### What the task asks
Wherever the string "index" appears in a line, extract that line.

### Stored data
┄┄┄┄┄┄┄┄┄┄┄┄┄┄┄┄┄┄┄┄

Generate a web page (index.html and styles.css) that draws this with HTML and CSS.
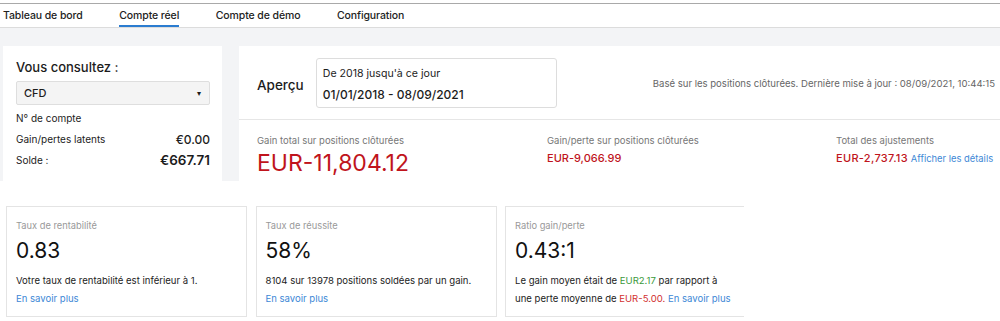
FILE: index.html
```html
<!DOCTYPE html>
<html lang="fr">
<head>
  <meta charset="UTF-8">
  <meta name="viewport" content="width=device-width, initial-scale=1.0">
  <title>Compte réel</title>
  <link rel="stylesheet" href="styles.css">
</head>
<body>
  <nav class="onglets">
    <a class="onglet">Tableau de bord</a>
    <a class="onglet actif">Compte réel</a>
    <a class="onglet">Compte de démo</a>
    <a class="onglet">Configuration</a>
  </nav>

  <main class="apercu-zone">
    <aside class="compte">
      <h3>Vous consultez :</h3>
      <div class="choix">
        <span>CFD</span>
        <span class="fleche">▾</span>
      </div>
      <div class="ligne">N° de compte</div>
      <div class="ligne"><span>Gain/pertes latents</span><b class="montant">€0.00</b></div>
      <div class="ligne"><span>Solde :</span><b class="montant gros">€667.71</b></div>
    </aside>

    <section class="resume">
      <div class="resume-tete">
        <h2>Aperçu</h2>
        <div class="periode">
          <div>De 2018 jusqu'à ce jour</div>
          <div class="dates">01/01/2018 - 08/09/2021</div>
        </div>
        <p class="maj">Basé sur les positions clôturées. Dernière mise à jour : 08/09/2021, 10:44:15</p>
      </div>
      <div class="resume-chiffres">
        <div class="chiffre">
          <div class="etiquette">Gain total sur positions clôturées</div>
          <div class="valeur-grande rouge">EUR-11,804.12</div>
        </div>
        <div class="chiffre">
          <div class="etiquette">Gain/perte sur positions clôturées</div>
          <div class="valeur rouge">EUR-9,066.99</div>
        </div>
        <div class="chiffre">
          <div class="etiquette">Total des ajustements</div>
          <div class="valeur"><span class="rouge">EUR-2,737.13</span> <a class="lien">Afficher les détails</a></div>
        </div>
      </div>
    </section>
  </main>

  <section class="indicateurs">
    <div class="carte">
      <div class="carte-titre">Taux de rentabilité</div>
      <div class="carte-valeur">0.83</div>
      <p class="carte-texte">Votre taux de rentabilité est inférieur à 1.<br><a class="lien">En savoir plus</a></p>
    </div>
    <div class="carte">
      <div class="carte-titre">Taux de réussite</div>
      <div class="carte-valeur">58%</div>
      <p class="carte-texte">8104 sur 13978 positions soldées par un gain.<br><a class="lien">En savoir plus</a></p>
    </div>
    <div class="carte coupee">
      <div class="carte-titre">Ratio gain/perte</div>
      <div class="carte-valeur">0.43:1</div>
      <p class="carte-texte">Le gain moyen était de <span class="vert">EUR2.17</span> par rapport à<br>une perte moyenne de <span class="rouge-clair">EUR-5.00.</span> <a class="lien">En savoir plus</a></p>
    </div>
  </section>
</body>
</html>
```

FILE: styles.css
```css
body {
  font-family: Inter, "Open Sans", sans-serif;
  margin: 0;
  padding: 0;
  background-color: #fff;
  color: #1c1c1c;
}
a {
  cursor: pointer;
}

.onglets {
  display: flex;
  gap: 36.5px;
  margin-top: 3px;
  padding-left: 3px;
  height: 23px;
  border-top: 1px solid #a9a9a9;
  border-bottom: 1px solid #dcdcdc;
}
.onglet {
  padding-top: 3px;
  line-height: 17px;
  font-size: 10.5px;
  font-weight: 500;
  letter-spacing: -0.1px;
  color: #222;
  border-bottom: 2px solid transparent;
}
.onglet.actif {
  border-bottom-color: #2b7cd0;
}

.apercu-zone {
  display: flex;
  gap: 17px;
  height: 153px;
  padding: 18px 0 0 3px;
  box-sizing: border-box;
  background-color: #f3f4f6;
  overflow: hidden;
}
.compte {
  width: 219px;
  flex-shrink: 0;
  padding: 12px 12px 0 13px;
  box-sizing: border-box;
  background: #fff;
}
.compte h3 {
  margin: 0;
  font-size: 13px;
  font-weight: 500;
  line-height: 18px;
}
.choix {
  display: flex;
  justify-content: space-between;
  align-items: center;
  height: 24px;
  margin-top: 5px;
  padding: 0 8px 0 7px;
  box-sizing: border-box;
  background: #f4f4f4;
  border: 1px solid #dedede;
  border-radius: 2px;
  font-size: 11px;
  font-weight: 500;
}
.fleche {
  font-size: 8px;
}
.ligne {
  display: flex;
  justify-content: space-between;
  align-items: center;
  font-size: 10px;
  line-height: 21px;
}
.choix + .ligne {
  margin-top: 3px;
}
.montant {
  font-size: 12px;
  font-weight: 500;
}
.montant.gros {
  font-size: 13.5px;
  font-weight: 600;
}

.resume {
  flex: 1;
  min-width: 0;
  background: #fff;
}
.resume-tete {
  display: flex;
  align-items: center;
  height: 73px;
  padding: 0 5px 0 18px;
  border-bottom: 1px solid #e6e6e6;
}
.resume-tete h2 {
  margin: 4px 12px 0 0;
  font-size: 13.5px;
  font-weight: 500;
}
.periode {
  width: 241px;
  height: 50px;
  padding: 4px 6px 0;
  box-sizing: border-box;
  border: 1px solid #dddddd;
  border-radius: 3px;
  font-size: 10.6px;
  line-height: 21.5px;
}
.dates {
  font-weight: 500;
  font-size: 12px;
}
.maj {
  margin: 2px 0 0 auto;
  font-size: 9.55px;
  color: #666;
  white-space: nowrap;
}
.resume-chiffres {
  display: grid;
  grid-template-columns: 290px 289px minmax(0, 1fr);
  padding: 14px 0 0 18px;
}
.etiquette {
  font-size: 9.5px;
  line-height: 14px;
  color: #777;
}
.valeur-grande {
  margin-top: 3px;
  font-size: 23px;
  line-height: 24px;
}
.valeur {
  margin-top: 1px;
  font-size: 11px;
  font-weight: 500;
  line-height: 18px;
  white-space: nowrap;
}
.valeur .rouge {
  letter-spacing: 0.3px;
}
.valeur .lien {
  font-size: 9.4px;
}
.rouge { color: #c0141c; }
.rouge-clair { color: #d2302f; }
.vert { color: #3b9a3b; }
.lien {
  color: #3d88d6;
  font-weight: 400;
}

.indicateurs {
  display: flex;
  gap: 8.5px;
  width: 744px;
  padding: 25px 0 0 6px;
  box-sizing: border-box;
  overflow: hidden;
}
.carte {
  width: 241px;
  height: 111px;
  flex-shrink: 0;
  padding: 12px 9px 0;
  box-sizing: border-box;
  border: 1px solid #e4e4e4;
}
.carte.coupee {
  border-right: none;
}
.carte-titre {
  font-size: 9.3px;
  line-height: 14px;
  color: #999;
}
.carte-valeur {
  margin-top: 4px;
  font-size: 21px;
  line-height: 28px;
  color: #111;
}
.carte-texte {
  margin: 7px 0 0;
  font-size: 9.55px;
  line-height: 18px;
  color: #222;
  white-space: nowrap;
}
```
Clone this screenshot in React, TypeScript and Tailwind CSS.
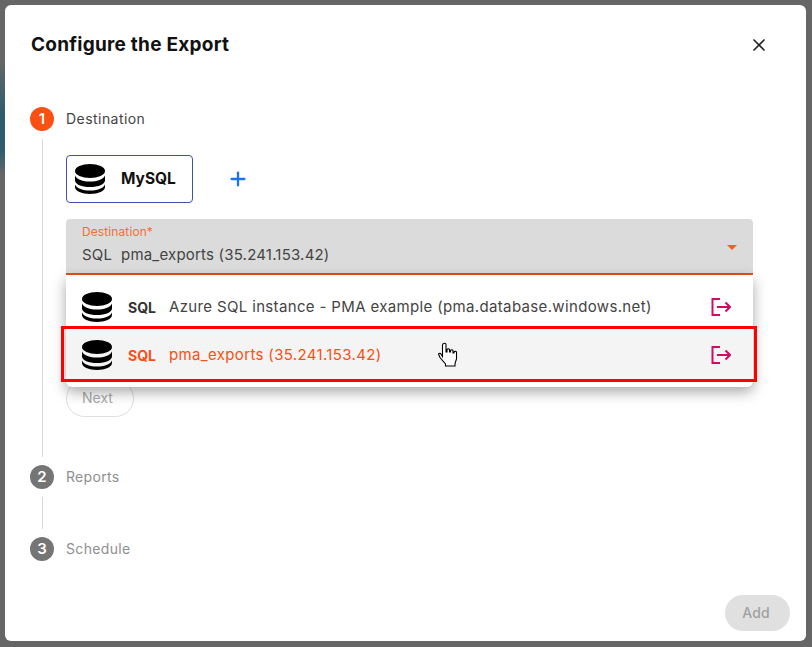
import React from 'react'
import { X, Plus } from 'lucide-react'

const DbIcon = ({ className }: { className: string }) => (
  <svg viewBox="0 0 30 30" className={className} fill="currentColor">
    <ellipse cx="15" cy="7" rx="15" ry="7" />
    <path d="M0 11.5C2 15.5 8 17.5 15 17.5S28 15.5 30 11.5V16.5C30 20.3 23.3 23 15 23S0 20.3 0 16.5Z" />
    <path d="M0 20.5C2 24.5 8 26.5 15 26.5S28 24.5 30 20.5V23C30 27 23.3 30 15 30S0 27 0 23Z" />
  </svg>
)

const ExitIcon = () => (
  <svg viewBox="0 0 20 18" className="h-[18px] w-[20px] text-[#cc0f62]" fill="none" stroke="currentColor" strokeWidth="2">
    <path d="M9 1H1.5V17H9" />
    <path d="M6 9H18.5" />
    <path d="M14.5 4.5L19 9L14.5 13.5" />
  </svg>
)

const StepBadge = ({ n, active }: { n: number; active?: boolean }) => (
  <div
    className={`flex h-6 w-6 shrink-0 items-center justify-center rounded-full text-[15px] font-semibold text-white ${
      active ? 'bg-[#fc4f13]' : 'bg-[#757575]'
    }`}
  >
    {n}
  </div>
)

const MenuRow = ({ name, selected }: { name: string; selected?: boolean }) => (
  <div className={`flex h-12 items-center pl-[16px] pr-[22px] ${selected ? 'bg-[#f4f4f4] text-[#fc4f13]' : 'text-[#444]'}`}>
    <DbIcon className="h-[30px] w-[30px] text-black" />
    <span className={`ml-[16px] w-[41px] text-[14px] font-bold ${selected ? '' : 'text-[#333]'}`}>SQL</span>
    <span className="flex-1 text-[15px] tracking-[0.35px]">{name}</span>
    <ExitIcon />
  </div>
)

export default function App() {
  return (
    <div className="relative h-[647px] w-[812px] overflow-hidden bg-[#666666] p-[5px] font-['Inter',sans-serif]">
      {/* Teal of the page behind the backdrop, seen down the left edge */}
      <div className="absolute left-0 top-0 h-[300px] w-[5px] bg-[linear-gradient(to_bottom,#666666_60px,#2f5c6e_115px,#2f5c6e_150px,#666666_175px)]" />
      <div className="relative flex h-[636px] w-[801px] flex-col rounded-[6px] bg-white pl-[25px] pr-[36px]">
        {/* Header */}
        <div className="flex h-[80px] shrink-0 items-center justify-between">
          <h2 className="ml-[1px] text-[19px] font-bold tracking-[0.25px] text-[#111]">Configure the Export</h2>
          <button className="mr-[1px] text-[#222]">
            <X className="h-[20px] w-[20px]" strokeWidth={2} />
          </button>
        </div>

        {/* Step 1 */}
        <div className="mt-[22px] flex items-center gap-3">
          <StepBadge n={1} active />
          <span className="-mt-[2px] text-[14px] tracking-[0.45px] text-[#444]">Destination</span>
        </div>
        <div className="ml-[11.5px] mt-[8px] h-[318px] border-l border-[#d9d9d9] pl-[23.5px] pt-[16px]">
          <div className="flex items-center">
            <div className="flex h-[48px] w-[127px] items-center rounded-[4px] border border-[#3f51b5] pl-[8px]">
              <DbIcon className="h-[30px] w-[30px] text-black" />
              <span className="ml-[16px] text-[15.5px] font-bold text-[#111]">MySQL</span>
            </div>
            <Plus className="ml-[34px] h-[22px] w-[22px] text-[#1a73f0]" strokeWidth={2.5} />
          </div>

          <div className="relative mt-[16px] h-[56px] w-[687px] rounded-t-[4px] border-b-2 border-[#e8500f] bg-[#dbdbdb] px-[16px] pt-[6px]">
            <div className="text-[12px] leading-[13px] tracking-[0.1px] text-[#fc6a34]">Destination*</div>
            <div className="mt-[7px] text-[15px] leading-[20px] tracking-[0.2px] text-[#444]">
              SQL&nbsp; pma_exports (35.241.153.42)
            </div>
            <div className="absolute right-[16px] top-[26px] h-0 w-0 border-x-[5px] border-t-[5px] border-x-transparent border-t-[#fc5c1e]" />

            {/* Dropdown menu */}
            <div className="absolute left-0 top-[56px] z-10 w-[687px] rounded-b-[6px] bg-white py-2 shadow-[0_5px_14px_rgba(0,0,0,0.35)]">
              <MenuRow name="Azure SQL instance - PMA example (pma.database.windows.net)" />
              <MenuRow name="pma_exports (35.241.153.42)" selected />
              {/* Red annotation around the hovered row */}
              <div className="absolute -left-[5px] top-[51px] h-[56px] w-[696px] border-[3px] border-[#ff0000]" />
              {/* Hand cursor */}
              <svg className="absolute left-[371px] top-[67px]" width="22" height="26" viewBox="0 0 22 26">
                <path
                  d="M7 1.5C8 .8 9 1.5 9 2.5V10H10V7.5C10.5 6.5 12 6.5 12.5 7.5V10H13.5V8.5C14 7.5 15.5 7.5 16 8.5V11H17V10C17.5 9 19 9 19.5 10V17L18 21.5V24H8.5V22L3 15.5 1.5 12C2 11 3.5 11 4 12L5.5 14.5V3C5.5 2.3 6.3 1.5 7 1.5Z"
                  fill="#fff"
                  stroke="#000"
                  strokeWidth="1.1"
                />
              </svg>
            </div>
          </div>

          <button className="mt-[105px] flex h-[37px] w-[68px] items-center justify-center rounded-full border border-[#dedede] pb-[2px] pr-[5px] text-[14px] text-[#aaa]">
            Next
          </button>
        </div>

        {/* Step 2 */}
        <div className="mt-[8px] flex items-center gap-3">
          <StepBadge n={2} />
          <span className="-mt-[2px] text-[14px] tracking-[0.3px] text-[#8f8f8f]">Reports</span>
        </div>
        <div className="ml-[11.5px] mt-[8px] h-[32px] border-l border-[#d9d9d9]" />

        {/* Step 3 */}
        <div className="mt-[8px] flex items-center gap-3">
          <StepBadge n={3} />
          <span className="-mt-[2px] text-[14px] tracking-[0.35px] text-[#8f8f8f]">Schedule</span>
        </div>

        {/* Footer */}
        <div className="-mr-[20px] mt-[34px] flex justify-end">
          <button className="flex h-[36px] w-[65px] items-center justify-center rounded-full bg-[#e0e0e0] pb-[1px] pr-[3px] text-[14px] font-medium tracking-[0.2px] text-[#a0a0a0]">
            Add
          </button>
        </div>
      </div>
    </div>
  )
}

┄┄┄┄┄┄┄┄┄┄┄┄┄┄┄┄┄┄┄┄

### Result for this task
Generate a web page (index.html and styles.css) that draws this with HTML and CSS.
FILE: index.html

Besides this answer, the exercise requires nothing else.